"Life is like a box of chocolates," Forrest Gump's mom would say. "You never know what you're going to get." The same is true for a bag of Chipotle.
Indeed, when you're feeling adventurous, head over to the local Chipotle and order a burrito. Who knows what you're going to get. E. coli, Salmonella, Norovirus -- all are distinct possibilities. As Dr. Josh Bloom wrote, one could be forgiven for thinking that Chipotle is running a secret bioweapons research lab.
But that's not why Chipotle is back in the news. This time, the restaurant is accused of using chemicals that will give their customers cancer. The story, by an organization called The New Food Economy, is definitely hype meant to scare people, but it's also not total nonsense.
The Trouble with PFAS
The controversy involves a family of chemicals collectively known as PFAS (per- and polyfluoroalkyl substances). As the name implies, these compounds contain a lot of fluorine, replacing typical C-H bonds (which generally break down over time) with C-F bonds (which are very stable). They're so stable, in fact, that PFAS tends to stick around for a while.
How long? In humans, PFAS can remain in the body for years. One study, for instance, showed that the biological half-life (i.e, the time it takes for the concentration of a chemical to be reduced by 50% from the body) was a few years. It is thought that, in the environment, PFAS can last for decades if not centuries.

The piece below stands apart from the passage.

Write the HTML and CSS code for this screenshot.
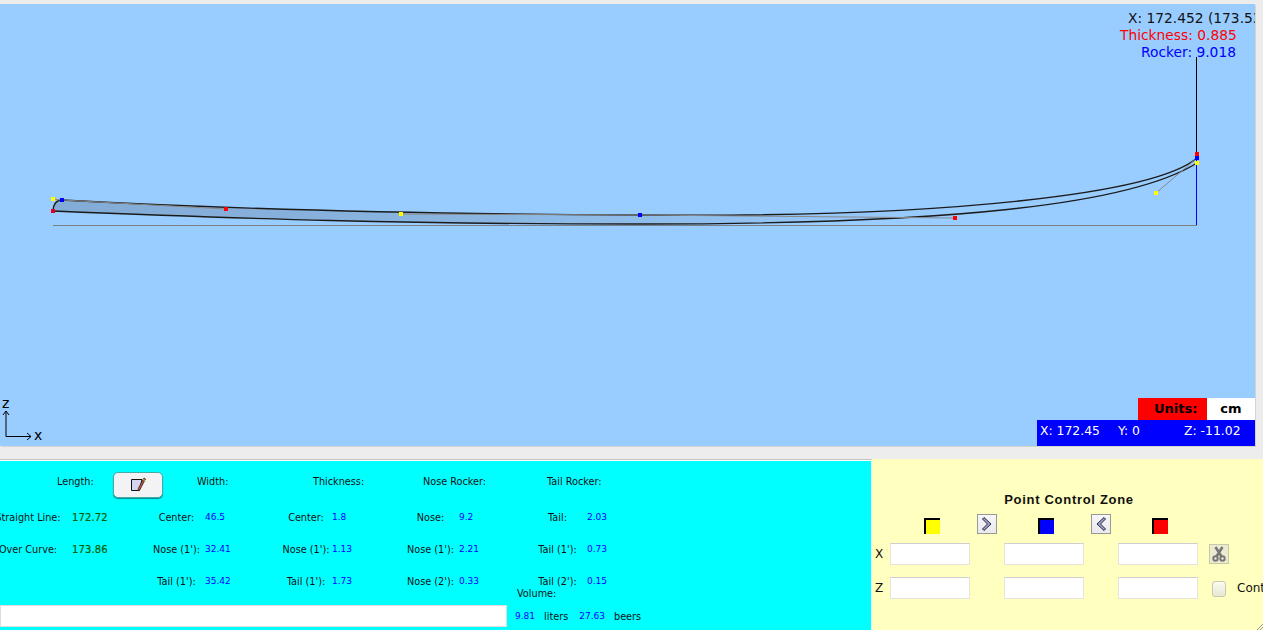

Obviously, that's not ideal. But PFAS is a useful chemical that helps prevent food from sticking to things, like cardboard boxes. (They also make clothing water-repellent.) It's why Chipotle and countless other restaurants use PFAS in their compostable plates and bowls. The problem, however, is that if PFAS really is a "forever chemical" as it has been called, then should it be used in compostable items in the first place? And, more importantly, does it have a negative effect on our health?
Frustratingly, the answer to both of those questions is, "We don't know." More research is needed. PFAS can be detected just about everywhere in the environment and in our bodies. But it must be kept in mind that merely detecting a chemical's presence does not automatically mean that the chemical is doing something bad. That's why The New Food Economy's headline stating that Chipotle's bowls contain "cancer-linked" chemicals is an exaggeration.
Chipotle Can't Catch a Break
We aren't in the business of defending Chipotle. (We actually wrote a tongue-in-cheek article showing how you're more likely to get sick at Chipotle than to be attacked by a shark.) Their shameless "holier-than-thou" attitude and fearmongering over GMOs has returned to bite them in the rear end. The company took a big marketing gamble and lost.
However, the PFAS story is unfair. Even if you cut Chipotle completely out of your diet, you're still going to be exposed to PFAS from hundreds of other sources. If you need something to worry about, then be concerned about getting food poisoning from a burrito.